There are some nice isolated delta-sigma ADCs around lately, which allows the shunt to be anywhere in the circuit without common-mode hassles. Like ADUM7703. One can play cute tricks, trading off bandwidth against resolution in an FPGA.

Reply to
John Larkin

There were transatlantic telephone cables with *tube* repeaters every so often. They use the most carefully manufactured and tested tubes in history.

The power supplies were 10s of kilovolts on each end and the amps were in series from a power supply standpoint. Probably had the equivalent of a shunt regulator. That was all described in an old BSTJ.

Reply to
John Larkin

Don't be silly. All they need to do is keep the compensation slow enough to prevent any lag through the wiring creating an unstable feedback loop.

They can cancel all of the resistance, but they have to roll of the gain of the compensation loop at a low enough frequency to avoid oscillation.

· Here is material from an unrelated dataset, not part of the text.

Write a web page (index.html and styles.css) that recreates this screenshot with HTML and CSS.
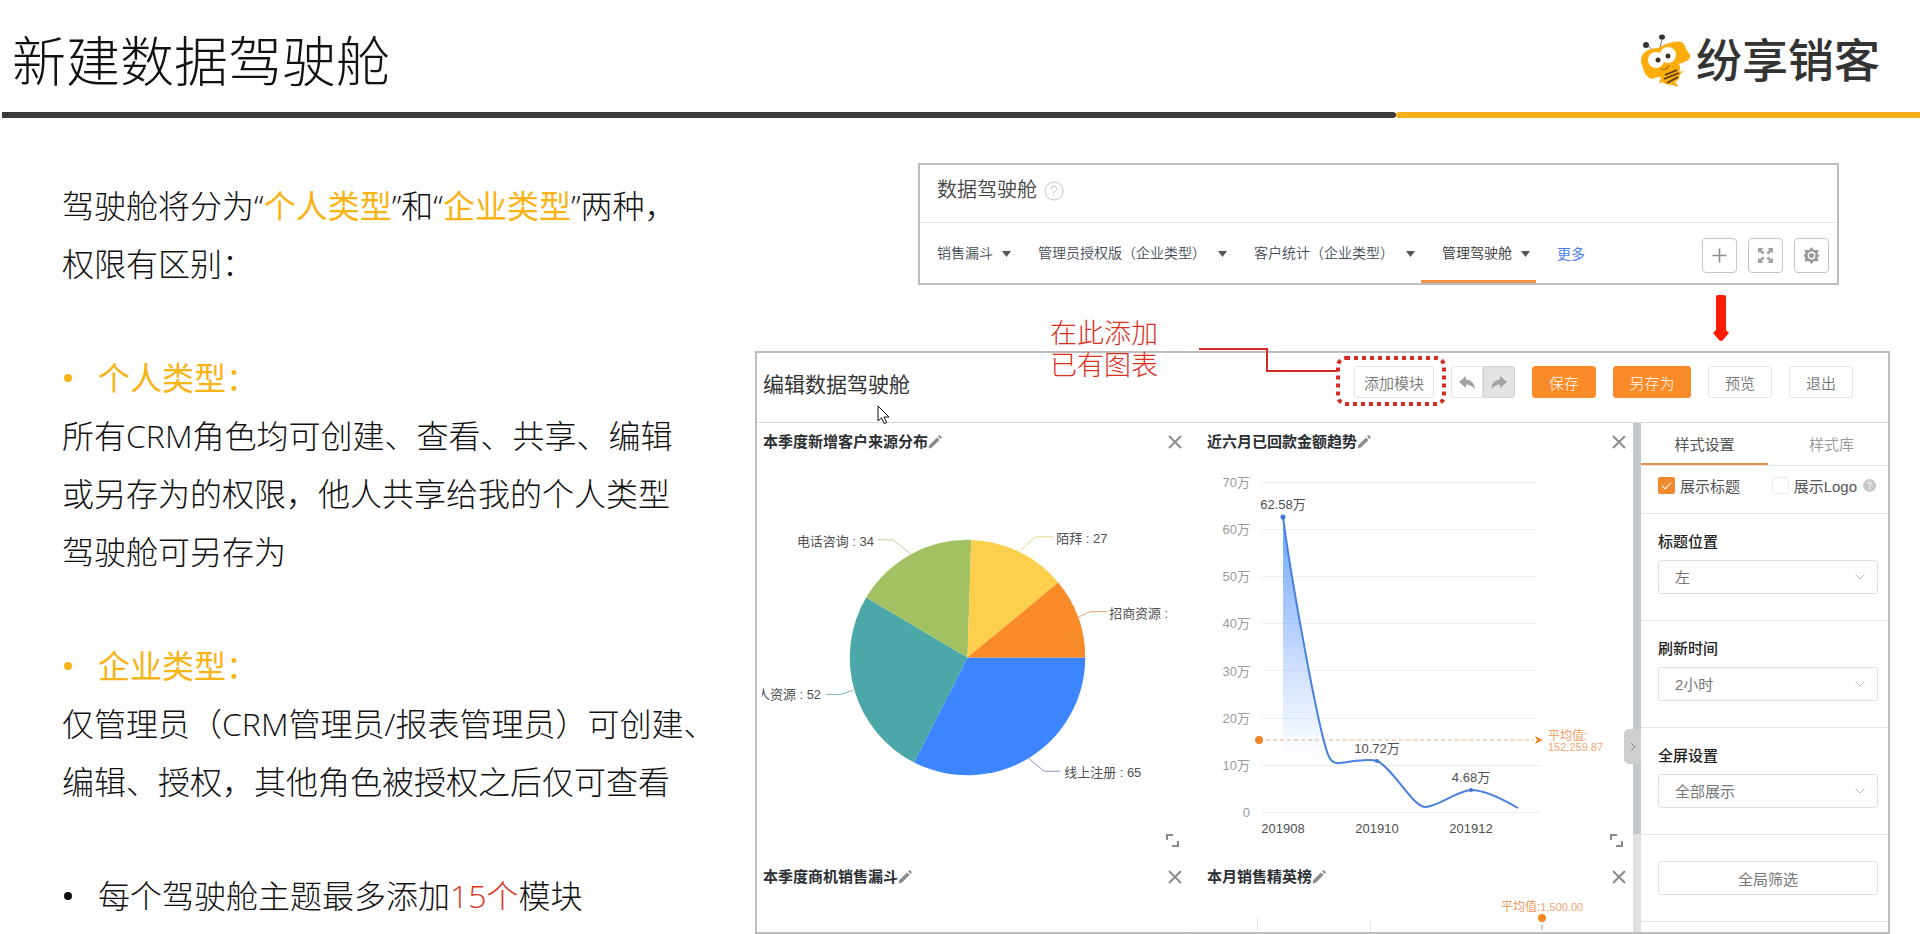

It helps if you know the basic of frequency compensation negative feedback loops. People who claim top do electronic design should understand that.

Reply to
Anthony William Sloman

still have to be fast enough to keep the voltage in check on a load dump

Reply to
Lasse Langwadt Christensen

If the load opens and the measured current drops, the power supply will react by dropping its output voltage back to the no-load setpoint value.

I wouldn't expect that my power supply would ever try to take out much wire drop, maybe a volt or so.

In real life, power supplies tend to have wild and weird transient responses.